Dr. Apgar felt that newborns were not adequately evaluated and attended to following birth. Doctors focused on the mother, and the baby was whisked away by attendants. Apgar felt that babies should be systematically evaluated immediately so that if medical attention was needed, it would be quick.
Checking the Newborn
Your attending physician or midwife will check your newborn’s heart rate, color, breathing, muscle tone, and reflexes in assigning an Apgar. Each variable carries up to 2 points for a total of 10 possible. For example, your baby would be assigned a full 2 points for heart rate with a normal 100 beats per minute. The score would be 1 for a heart rate below 100 beats per minute and 0 if no heartbeat (or pulse) is detected.

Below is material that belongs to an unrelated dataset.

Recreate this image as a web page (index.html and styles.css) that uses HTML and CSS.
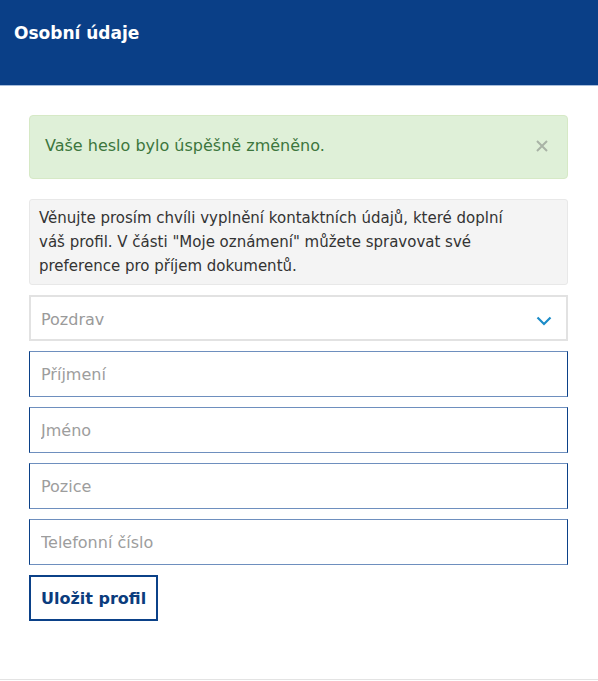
FILE: index.html
```html
<!DOCTYPE html>
<html lang="cs">
<head>
    <meta charset="UTF-8">
    <meta name="viewport" content="width=device-width, initial-scale=1.0">
    <title>Osobní údaje</title>
    <link rel="stylesheet" href="styles.css">
</head>
<body>
    <header class="page-header">
        <h1>Osobní údaje</h1>
    </header>

    <main class="profile">
        <div class="alert">
            <span>Vaše heslo bylo úspěšně změněno.</span>
            <button class="alert-close" aria-label="Zavřít">
                <svg width="12" height="12" viewBox="0 0 12 12">
                    <path d="M1 1 L11 11 M11 1 L1 11" stroke="#a9b3a6" stroke-width="2"/>
                </svg>
            </button>
        </div>

        <p class="info">
            Věnujte prosím chvíli vyplnění kontaktních údajů, které doplní váš profil. V části "Moje oznámení" můžete spravovat své preference pro příjem dokumentů.
        </p>

        <form class="profile-form">
            <div class="select">
                <span>Pozdrav</span>
                <svg width="16" height="10" viewBox="0 0 16 10">
                    <path d="M1.5 1.5 L8 8 L14.5 1.5" fill="none" stroke="#1c8cc8" stroke-width="2.2"/>
                </svg>
            </div>
            <input type="text" class="field" placeholder="Příjmení">
            <input type="text" class="field" placeholder="Jméno">
            <input type="text" class="field" placeholder="Pozice">
            <input type="text" class="field" placeholder="Telefonní číslo">
            <button type="button" class="save">Uložit profil</button>
        </form>
    </main>
</body>
</html>
```

FILE: styles.css
```css
body {
    margin: 0;
    font-family: "DejaVu Sans", Verdana, sans-serif;
    font-size: 16px;
    color: #333;
    background: #fff;
}

.page-header {
    background-color: #0a3f87;
    height: 86px;
    border-bottom: 1px solid #a7bddb;
    box-sizing: border-box;
    padding: 23px 14px 0;
}

.page-header h1 {
    margin: 0;
    color: #fff;
    font-size: 17px;
    font-weight: bold;
    line-height: 20px;
}

.profile {
    padding: 29px 30px 58px 29px;
    border-bottom: 1px solid #e3e3e3;
}

.alert {
    display: flex;
    justify-content: space-between;
    align-items: center;
    background-color: #dff0d8;
    border: 1px solid #d6e9c6;
    border-radius: 4px;
    color: #3c763d;
    padding: 18px 19px 20px 15px;
    line-height: 24px;
    margin-bottom: 20px;
}

.alert-close {
    background: none;
    border: none;
    padding: 0;
    display: flex;
    cursor: pointer;
}

.info {
    margin: 0 0 10px;
    background-color: #f4f4f4;
    border: 1px solid #e8e8e8;
    border-radius: 3px;
    padding: 6px 45px 6px 9px;
    font-size: 15px;
    line-height: 24px;
}

.profile-form {
    display: flex;
    flex-direction: column;
    align-items: flex-start;
    gap: 10px;
}

.select {
    display: flex;
    justify-content: space-between;
    align-items: center;
    width: 100%;
    height: 46px;
    box-sizing: border-box;
    border: 2px solid #e2e2e2;
    padding: 2px 14px 0 10px;
    color: #9a9a9a;
}

.select svg {
    margin-top: 4px;
}

.field {
    width: 100%;
    height: 46px;
    box-sizing: border-box;
    border: 1px solid #0b4188;
    border-top-color: #6e8fbe;
    border-bottom-color: #6e8fbe;
    padding: 0 11px;
    font-family: inherit;
    font-size: 16px;
    color: #333;
    outline: none;
}

.field::placeholder {
    color: #9d9d9d;
}

.save {
    height: 46px;
    padding: 0 10px;
    background: #fff;
    border: 2px solid #0b4188;
    color: #0b3c7d;
    font-family: inherit;
    font-size: 16px;
    font-weight: bold;
    cursor: pointer;
}
```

Understanding Each Apgar Assessment
A (appearance) – The doctor basically looks at the skin color of your baby. A newborn should be a healthy pinkish color at or shortly after birth. A blue or bluish tint means a lower score.
P (pulse) – This measure is the heart rate and checked with a stethoscope. Obviously a baby should be breathing and regularly to be in good shape.
G (grimace) – When a baby is stimulated lightly (a mild pinch for instance), he or she should react. A facial grimace is the typical response, and most newborns will also cough, sneeze, or cry when stimulated.
A (activity) – A healthy baby will move. If an infant’s muscles are floppy or loose, then the doctor will continue to monitor.
R (respiration) – This is an evaluation of your babies breathing. If your newborn is crying, he or she is breathing well.
Scoring – The Numbers
The overall scale runs from 0 to 10 with 10 being the best possible score. Any score below 3 suggests concerns (though problems may be temporary). Immediate medical attention may be needed, and doctors will closely watch infants in the low score ranges. Scores from 4 to 6 are regarded as borderline, and your baby will be watched closely. If your newborn scores 7 or above, he or she is considered in the normal range.
Very few babies score a perfect 10 on the Apgar. One common deduction is for a bluish tint in the hands or feet immediately following birth. The typical healthy newborn, in an uneventful delivery (although all seem quite dramatic), scores 8 or 9.
Low Scores on Apgar
If your baby scores in the low range, he or she needs immediate medical attention. That’s why the Apgar test was developed and implemented across the nation. It’s simply a test to ensure that your newborn gets the medical help he or she needs and quickly.
Infants delivered by caesarian, those who had a long and/or difficult delivery and premature infants frequently have low Apgar assignments. This simply means that most of these babies need some extra care and attention.
A low Apgar score does not indicate that your baby will have future medical concerns or that he or she will be less active or less intelligent. Apgar is simply a way for the medical community to respond appropriately to your infant’s needs immediately following birth. Most low scoring babies go on and do just fine. If there are serious problems, it’s good to address those as quickly as possible, and Apgar scoring helps in determining which little ones do need additional care.